At least 17 people have been killed, and dozens of homes have been swept away after mudslides roared down the Californian hillsides.
Helicopters were used to pluck more than 50 people from rooftops after downed trees and power lines blocked roads. Dozens more people were rescued on the ground, including a mud-caked 14-year-old girl who was pulled from a collapsed home in Montecito where she had been trapped for hours.
Survivors have described how they saw the mudslide approaching them, knocking down trees like dominoes.
The wall of mud was a mixture of soil, boulders and debris and it took a matter of seconds to reach them. It came down the mountainside, bulldozing their cars, homes and anything else that stood in its path.

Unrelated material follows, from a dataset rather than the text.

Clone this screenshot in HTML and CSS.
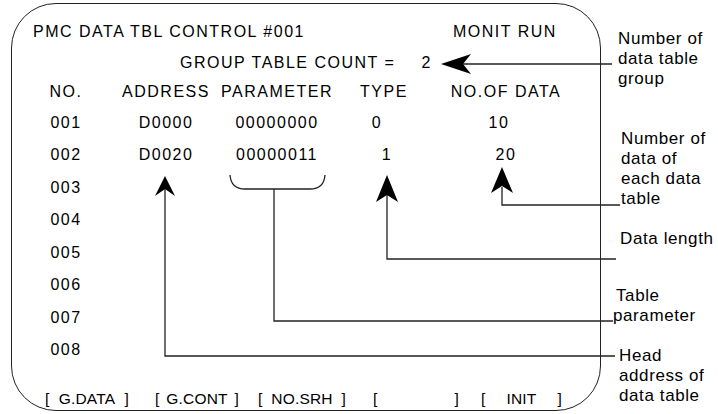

The mudslides were triggered by torrential downpours that unleashed rain on the region, which had already been hit by last month’s mammoth Thomas Fire – the largest wildfire ever recorded in California.
The fire had left parts of the landscape denuded, increasing the risk of landslides.
Fires clear leaves and decomposing plant debris which would normally soak up rainwater, and can also change the composition of the soil, making it repel water.
This encourages water to pool on top of the landscape and quickly run downhill.
According to the US Geological Survey, a storm that strikes a fire-scarred area only needs a rainfall intensity of about 10mm per hour to pose the risk of producing debris flows.
Tuesday’s thunderstorms brought downpours of 13mm in just five minutes in Montecito and 21mm in 15 minutes in Carpinteria, according to the US National Weather Service.
Before the storm, there were widespread evacuations in and near the mammoth Thomas Fire burn scar.
Some areas had been placed under mandatory evacuation orders, but not the hardest-hit parts of Montecito.
The heaviest rains have now cleared away from the burn area, and the weather will continue to dry up on Wednesday.